start Extracted information

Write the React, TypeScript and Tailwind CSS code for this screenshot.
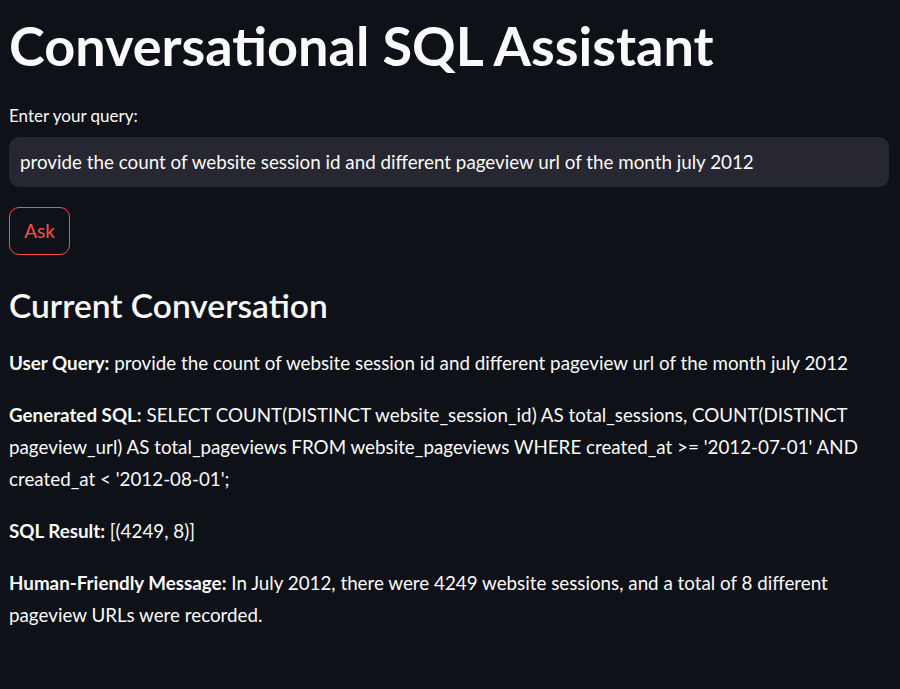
import { useState } from "react";

const messages = [
  {
    label: "User Query:",
    text: "provide the count of website session id and different pageview url of the month july 2012",
  },
  {
    label: "Generated SQL:",
    text: "SELECT COUNT(DISTINCT website_session_id) AS total_sessions, COUNT(DISTINCT pageview_url) AS total_pageviews FROM website_pageviews WHERE created_at >= '2012-07-01' AND created_at < '2012-08-01';",
  },
  { label: "SQL Result:", text: "[(4249, 8)]" },
  {
    label: "Human-Friendly Message:",
    text: "In July 2012, there were 4249 website sessions, and a total of 8 different pageview URLs were recorded.",
  },
];

export default function App() {
  const [query, setQuery] = useState(
    "provide the count of website session id and different pageview url of the month july 2012"
  );

  return (
    <div className="min-h-screen bg-[#0e1117] text-[#fafafa] pl-[9px] pr-[11px] font-['Lato','Liberation_Sans',sans-serif]">
      <h1 className="pt-[14px] pb-[26px] text-[54px] leading-[1.2] font-bold">
        Conversational SQL Assistant
      </h1>

      <label className="block text-[17px] leading-[22px] mb-[10px]">Enter your query:</label>
      <input
        value={query}
        onChange={(e) => setQuery(e.target.value)}
        className="w-full h-[50px] rounded-[10px] bg-[#262730] px-[11px] text-[18.8px] text-[#fafafa] outline-none"
      />

      <button className="mt-[20px] h-[48px] w-[61px] rounded-[10px] border border-[#ff4b4b] text-[19px] text-[#ff4b4b]">
        Ask
      </button>

      <h3 className="mt-[30px] mb-[22px] text-[33.5px] leading-[1.2] font-semibold">Current Conversation</h3>

      <div className="text-[18.8px] leading-[32px]">
        {messages.map((m) => (
          <p key={m.label} className="mb-[20px]">
            <strong className="font-bold">{m.label}</strong> {m.text}
          </p>
        ))}
      </div>
    </div>
  );
}
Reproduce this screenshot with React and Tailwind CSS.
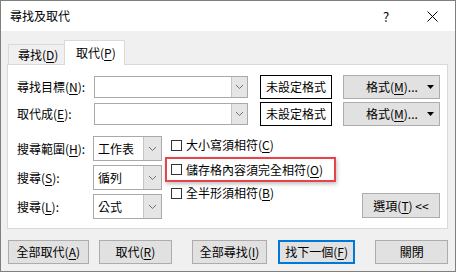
import React from 'react';

const font = "font-['Noto_Sans_CJK_TC',sans-serif]";

function Key({ k }) {
  return <span className="underline underline-offset-[2px] decoration-1">{k}</span>;
}

function Chevron() {
  return (
    <svg width="9" height="6" viewBox="0 0 9 6" fill="none">
      <path d="M1 1l3.5 3.5L8 1" stroke="#707070" strokeWidth="1" />
    </svg>
  );
}

function Combo({ w, h, value, arrowW = 16 }) {
  return (
    <div className={`flex border border-[#a9a9a9] bg-white ${w} ${h}`}>
      <div className="flex-1 flex items-center pl-[4px] text-[12px] leading-none">{value}</div>
      <div className={`flex items-center justify-center bg-[#e5e5e5] border-l border-[#c4c4c4] ${arrowW === 16 ? 'w-[16px]' : 'w-[18px]'}`}>
        <Chevron />
      </div>
    </div>
  );
}

function Btn({ w, children, primary, className = '' }) {
  return (
    <button
      className={`h-[24px] ${w} flex items-center justify-center text-[12px] leading-none bg-[#e1e1e1] ${
        primary ? 'border-2 border-[#0078d7]' : 'border border-[#adadad]'
      } ${className}`}
    >
      {children}
    </button>
  );
}

function FormatBtn() {
  return (
    <Btn w="w-[97px]" className="ml-[11px] !justify-start pl-[22px] pr-[5px]">
      <span>格式(<Key k="M" />)...</span>
      <svg className="ml-auto" width="7" height="4" viewBox="0 0 7 4">
        <path d="M0 0h7L3.5 4z" fill="#000" />
      </svg>
    </Btn>
  );
}

function Check({ children }) {
  return (
    <div className="flex items-center h-[18px]">
      <div className="w-[11px] h-[11px] border border-[#333333] bg-white" />
      <span className="ml-[4px] text-[12px] leading-none">{children}</span>
    </div>
  );
}

export default function App() {
  return (
    <div className={`w-[457px] h-[273px] bg-white text-black ${font}`}>
      <div className="w-[456px] h-[272px] border border-[#7f7f7f] bg-[#f0f0f0] flex flex-col">
        {/* title bar */}
        <div className="h-[30px] bg-white flex items-center shrink-0">
          <span className="ml-[9px] text-[12px] leading-none">尋找及取代</span>
          <span className="ml-auto w-[10px] text-center text-[13px] leading-none">?</span>
          <svg className="ml-[36px] mr-[17px]" width="11" height="11" viewBox="0 0 11 11">
            <path d="M0.5 0.5l10 10M10.5 0.5l-10 10" stroke="#000" strokeWidth="1" />
          </svg>
        </div>

        <div className="flex flex-col pl-[6px] pr-[7px]">
          {/* tabs */}
          <div className="flex items-end h-[33px] pl-[1px]">
            <div className="h-[20px] w-[57px] border border-b-0 border-[#d9d9d9] bg-[#f0f0f0] flex items-center pl-[9px] text-[12px] leading-none">
              尋找(<Key k="D" />)
            </div>
            <div className="h-[25px] w-[61px] -ml-[1px] -mb-[1px] relative z-10 border border-b-0 border-[#d9d9d9] bg-white flex items-center pl-[11px] text-[12px] leading-none">
              取代(<Key k="P" />)
            </div>
          </div>

          {/* panel */}
          <div className="h-[165px] border border-[#d9d9d9] bg-white pl-[9px] pr-[7px] pt-[10px]">
            <div className="flex items-center h-[23px]">
              <span className="w-[77px] text-[12px] leading-none">尋找目標(<Key k="N" />):</span>
              <Combo w="w-[154px]" h="h-[22px]" value="" />
              <Btn w="w-[72px]" className="ml-[12px] !border-black !bg-white">未設定格式</Btn>
              <FormatBtn />
            </div>
            <div className="flex items-center h-[23px] mt-[4px]">
              <span className="w-[77px] text-[12px] leading-none">取代成(<Key k="E" />):</span>
              <Combo w="w-[154px]" h="h-[22px]" value="" />
              <Btn w="w-[72px]" className="ml-[12px] !border-black !bg-white">未設定格式</Btn>
              <FormatBtn />
            </div>

            <div className="flex mt-[10px]">
              <div className="flex flex-col gap-[4px] mt-[1px]">
                <div className="flex items-center">
                  <span className="w-[76px] text-[12px] leading-none">搜尋範圍(<Key k="H" />):</span>
                  <Combo w="w-[69px]" h="h-[25px]" value="工作表" arrowW={18} />
                </div>
                <div className="flex items-center">
                  <span className="w-[76px] text-[12px] leading-none">搜尋(<Key k="S" />):</span>
                  <Combo w="w-[69px]" h="h-[25px]" value="循列" arrowW={18} />
                </div>
                <div className="flex items-center">
                  <span className="w-[76px] text-[12px] leading-none">搜尋(<Key k="L" />):</span>
                  <Combo w="w-[69px]" h="h-[25px]" value="公式" arrowW={18} />
                </div>
              </div>

              <div className="flex flex-col ml-[3px]">
                <div className="pl-[6px] mt-[1px]">
                  <Check>大小寫須相符(<Key k="C" />)</Check>
                </div>
                <div className="mt-[3px] w-[171px] h-[25px] border-2 border-[#e8434a] shadow-[1px_2px_4px_rgba(0,0,0,0.25)] flex items-center pl-[4px]">
                  <Check>儲存格內容須完全相符(<Key k="O" />)</Check>
                </div>
                <div className="pl-[6px] mt-[2px]">
                  <Check>全半形須相符(<Key k="B" />)</Check>
                </div>
              </div>

              <div className="ml-auto pt-[58px]">
                <Btn w="w-[78px]" className="h-[25px]">
                  選項(<Key k="T" />)&nbsp;&lt;&lt;
                </Btn>
              </div>
            </div>
          </div>

          {/* bottom buttons */}
          <div className="flex items-center mt-[11px] pl-[1px]">
            <Btn w="w-[81px]">全部取代(<Key k="A" />)</Btn>
            <Btn w="w-[74px]" className="ml-[10px]">取代(<Key k="R" />)</Btn>
            <Btn w="w-[75px]" className="ml-[20px]">全部尋找(<Key k="I" />)</Btn>
            <Btn w="w-[78px]" className="ml-[11px]" primary>找下一個(<Key k="F" />)</Btn>
            <Btn w="w-[73px]" className="ml-[20px]">關閉</Btn>
          </div>
        </div>
      </div>
    </div>
  );
}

end Extracted information

*Given exercise:*
Search the data above for the string "screenshot" and copy each line that has it.

*Reply:*
Write the React, TypeScript and Tailwind CSS code for this screenshot.
Reproduce this screenshot with React and Tailwind CSS.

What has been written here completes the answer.